_Task goal_
Only lines holding the string "styles" are wanted; copy each one from the material.

_Input rows_
┄┄┄┄┄┄

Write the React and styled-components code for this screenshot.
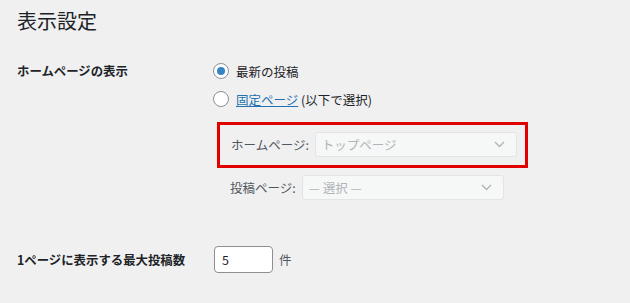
import React from 'react';
import styled, { createGlobalStyle } from 'styled-components';

const GlobalStyle = createGlobalStyle`
  html, body {
    margin: 0;
    background: #f0f0f1;
  }
  body {
    font-family: "Noto Sans CJK JP", "Noto Sans", sans-serif;
    color: #1d2327;
    font-size: 12.5px;
  }
`;

const Page = styled.div`
  padding: 6px 0 0 17px;
  width: 613px;
  height: 297px;
  box-sizing: border-box;
`;

const Title = styled.h1`
  margin: 0;
  font-size: 20px;
  font-weight: 400;
  line-height: 30px;
  color: #1d2327;
`;

const FormTable = styled.div`
  display: grid;
  grid-template-columns: 197px 1fr;
  margin-top: 21px;
`;

const Label = styled.div`
  font-weight: 700;
  font-size: 12.4px;
  line-height: 20px;
  white-space: nowrap;
  padding-top: ${(p) => p.top}px;
`;

const Field = styled.div`
  display: flex;
  flex-direction: column;
  padding-bottom: ${(p) => p.bottom || 0}px;
`;

const RadioRow = styled.label`
  display: flex;
  align-items: center;
  gap: 7px;
  height: 28px;
`;

const Radio = styled.span`
  width: 14px;
  height: 14px;
  border: 1px solid #8c8f94;
  border-radius: 50%;
  background: #fff;
  display: flex;
  align-items: center;
  justify-content: center;
  margin-left: -1px;

  &::after {
    content: '';
    display: ${(p) => (p.checked ? 'block' : 'none')};
    width: 8px;
    height: 8px;
    border-radius: 50%;
    background: #3582c4;
  }
`;

const Link = styled.a`
  color: #2271b1;
  text-decoration: underline;
`;

const Highlight = styled.div`
  margin: 9px 0 0 3px;
  width: 311px;
  box-sizing: border-box;
  border: 3px solid #e00000;
  padding: 7px 10px 8px 11px;
`;

const SelectRow = styled.div`
  display: flex;
  align-items: center;
  gap: 6px;
  white-space: nowrap;
  margin-top: ${(p) => p.top || 0}px;
  padding-left: ${(p) => p.indent || 0}px;
  color: #50575e;
`;

const Select = styled.div`
  flex: none;
  width: ${(p) => p.w}px;
  height: 25px;
  box-sizing: border-box;
  border: 1px solid #e2e4e7;
  border-radius: 3px;
  background: #f6f7f7;
  color: #b0b4b8;
  display: flex;
  align-items: center;
  justify-content: space-between;
  padding: 0 11px 0 6px;
`;

const NumberRow = styled.div`
  display: flex;
  align-items: center;
  gap: 6px;
`;

const NumberInput = styled.div`
  width: 59px;
  height: 27px;
  box-sizing: border-box;
  border: 1px solid #8c8f94;
  border-radius: 4px;
  background: #fff;
  padding-left: 7px;
  display: flex;
  align-items: center;
`;

const Unit = styled.span`
  color: #50575e;
`;

const Chevron = () => (
  <svg width="11" height="7" viewBox="0 0 11 7">
    <path d="M1 1l4.5 4.5L10 1" fill="none" stroke="#b0b4b8" strokeWidth="1.4" />
  </svg>
);

export default function App() {
  return (
    <Page>
      <GlobalStyle />
      <Title>表示設定</Title>
      <FormTable>
        <Label top={4}>ホームページの表示</Label>
        <Field bottom={46}>
          <RadioRow>
            <Radio checked />
            最新の投稿
          </RadioRow>
          <RadioRow>
            <Radio />
            <span>
              <Link>固定ページ</Link> (以下で選択)
            </span>
          </RadioRow>
          <Highlight>
            <SelectRow>
              ホームページ:
              <Select w={202}>
                トップページ
                <Chevron />
              </Select>
            </SelectRow>
          </Highlight>
          <SelectRow top={7} indent={16}>
            投稿ページ:
            <Select w={202}>
              — 選択 —
              <Chevron />
            </Select>
          </SelectRow>
        </Field>
        <Label top={4}>1ページに表示する最大投稿数</Label>
        <NumberRow>
          <NumberInput>5</NumberInput>
          <Unit>件</Unit>
        </NumberRow>
      </FormTable>
    </Page>
  );
}
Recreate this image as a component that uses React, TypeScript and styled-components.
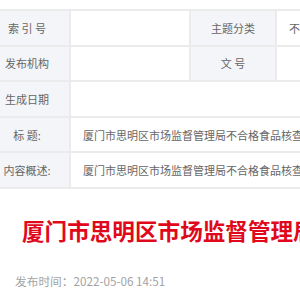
import React from 'react'
import styled, { createGlobalStyle } from 'styled-components'

const GlobalStyle = createGlobalStyle`
  html, body {
    margin: 0;
    padding: 0;
    background: #fff;
    overflow: hidden;
  }
  body {
    font-family: "Noto Sans CJK SC", "Noto Sans", sans-serif;
  }
`

const Page = styled.div`
  width: 300px;
  height: 300px;
  overflow: hidden;
`

const InfoTable = styled.table`
  margin: 9px 0 0 -17px;
  width: 340px;
  border-collapse: collapse;
  table-layout: fixed;
`

const Label = styled.td`
  width: 84px;
  height: 33.6px;
  padding: 0;
  background: #f3f5f8;
  border: 2px solid #ebebeb;
  color: #666;
  font-size: 11px;
  text-align: center;
  white-space: nowrap;
`

const Value = styled.td<{ $wide?: boolean }>`
  height: 33.6px;
  padding: 0 0 0 12px;
  border: 2px solid #ebebeb;
  color: #666;
  font-size: 11px;
  white-space: nowrap;
  overflow: hidden;
  ${(p) => (p.$wide ? '' : 'width: 106px;')}
`

const Title = styled.h1`
  margin: 28px 0 0 22px;
  font-size: 22.6px;
  line-height: 28px;
  font-weight: 700;
  color: #e0091b;
  white-space: nowrap;
`

const Meta = styled.div`
  margin: 28px 0 0 15px;
  font-size: 11.7px;
  line-height: 16px;
  color: #a3a3a3;
  white-space: nowrap;
`

const TITLE = '厦门市思明区市场监督管理局不合格食品核查处置情况'

export default function App() {
  return (
    <Page>
      <GlobalStyle />
      <InfoTable>
        <tbody>
          <tr>
            <Label>索 引 号</Label>
            <Value />
            <Label>主题分类</Label>
            <Value $wide>不合格食品</Value>
          </tr>
          <tr>
            <Label>发布机构</Label>
            <Value />
            <Label>文 号</Label>
            <Value $wide />
          </tr>
          <tr>
            <Label>生成日期</Label>
            <Value colSpan={3} $wide />
          </tr>
          <tr>
            <Label>标 题:</Label>
            <Value colSpan={3} $wide>{TITLE}</Value>
          </tr>
          <tr>
            <Label>内容概述:</Label>
            <Value colSpan={3} $wide>{TITLE}</Value>
          </tr>
        </tbody>
      </InfoTable>
      <Title>{TITLE}</Title>
      <Meta>发布时间：2022-05-06 14:51</Meta>
    </Page>
  )
}
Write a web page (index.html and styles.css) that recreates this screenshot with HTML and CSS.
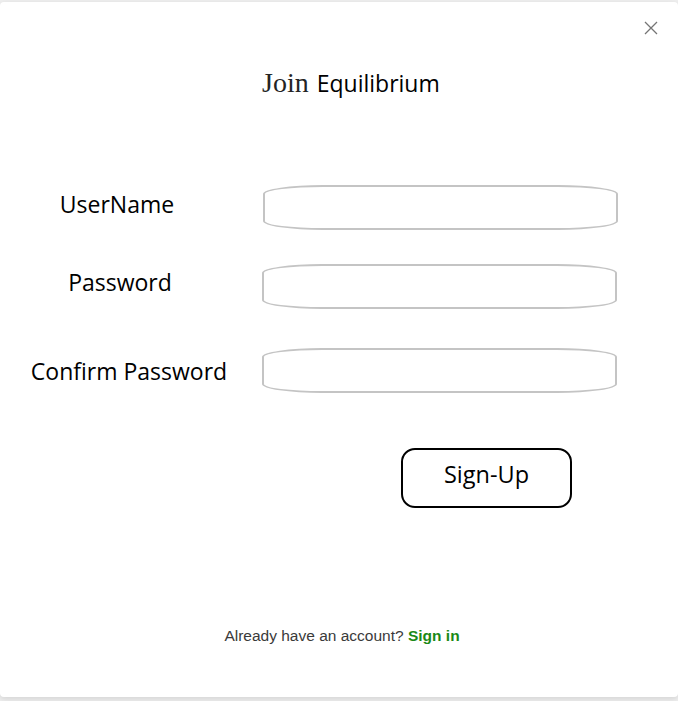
FILE: index.html
```html
<!DOCTYPE html>
<html>
<head>
<meta charset="utf-8">
<link rel="stylesheet" href="styles.css">
</head>
<body>
<div class="modal">
  <button class="close" aria-label="Close">
    <svg width="14" height="14" viewBox="0 0 14 14"><path d="M1 1 L13 13 M13 1 L1 13" stroke="#757575" stroke-width="1.3" fill="none"/></svg>
  </button>
  <h1 class="title"><span class="serif">Join</span> <span class="sans">Equilibrium</span></h1>
  <form class="form">
    <div class="row row1">
      <label class="label">UserName</label>
      <input class="field" type="text">
    </div>
    <div class="row row2">
      <label class="label">Password</label>
      <input class="field" type="password">
    </div>
    <div class="row row3">
      <label class="label">Confirm Password</label>
      <input class="field" type="password">
    </div>
    <div class="actions">
      <button type="button" class="signup">Sign-Up</button>
    </div>
  </form>
  <p class="footer">Already have an account? <a class="signin">Sign in</a></p>
</div>
</body>
</html>
```
FILE: styles.css
```css
* { box-sizing: border-box; }
html, body { margin: 0; padding: 0; }
body {
  background: #efefef;
  width: 678px;
  height: 701px;
  overflow: hidden;
  padding-top: 2px;
}
.modal {
  position: relative;
  background: #fff;
  height: 695px;
  border-radius: 4px;
  box-shadow: 0 2px 6px rgba(0,0,0,0.12);
  padding-top: 61px;
}
.close {
  position: absolute;
  top: 19px;
  right: 20px;
  border: none;
  background: none;
  padding: 0;
  width: 14px;
  height: 14px;
  display: block;
}
.close svg { display: block; }
.title {
  margin: 0 0 0 262px;
  font-weight: normal;
  height: 36px;
  line-height: 36px;
  white-space: nowrap;
}
.serif {
  font-family: "Liberation Serif", "DejaVu Serif", serif;
  font-size: 28px;
  color: #242424;
}
.sans {
  font-family: "Open Sans", sans-serif;
  font-size: 23px;
  color: #000;
}
.form {
  margin-top: 86px;
  display: flex;
  flex-direction: column;
}
.row {
  display: grid;
  grid-template-columns: 262px 355px;
  align-items: center;
  height: 45px;
}
.row2 { margin-top: 34px; }
.row3 { margin-top: 39px; }
.label {
  font-family: "Open Sans", sans-serif;
  font-size: 23px;
  color: #000;
  text-align: center;
  padding-right: 28px;
  white-space: nowrap;
}
.row1 .label { padding-right: 28px; margin-top: -8px; }
.row2 .label { padding-right: 22px; margin-top: -10px; }
.row3 .label { padding-right: 4px; }
.row1 .field { margin-left: 1px; }
.field {
  height: 45px;
  width: 355px;
  border: 2.5px solid #c4c4c4;
  border-radius: 60px / 9px;
  background: #fff;
  outline: none;
}
.actions {
  margin-top: 55px;
  padding-left: 401px;
}
.signup {
  width: 171px;
  height: 60px;
  border: 2.5px solid #000;
  border-radius: 14px;
  background: #fff;
  font-family: "Open Sans", sans-serif;
  font-size: 23.5px;
  color: #000;
  padding: 0 0 8px;
}
.footer {
  margin: 119px 0 0;
  text-align: center;
  padding-left: 6px;
  font-family: "Liberation Sans", Arial, sans-serif;
  font-size: 15.5px;
  color: #3a3a3a;
}
.signin {
  color: #1a8917;
  font-weight: bold;
}
```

┄┄┄┄┄┄

_Full answer_
Write a web page (index.html and styles.css) that recreates this screenshot with HTML and CSS.
<link rel="stylesheet" href="styles.css">
FILE: styles.css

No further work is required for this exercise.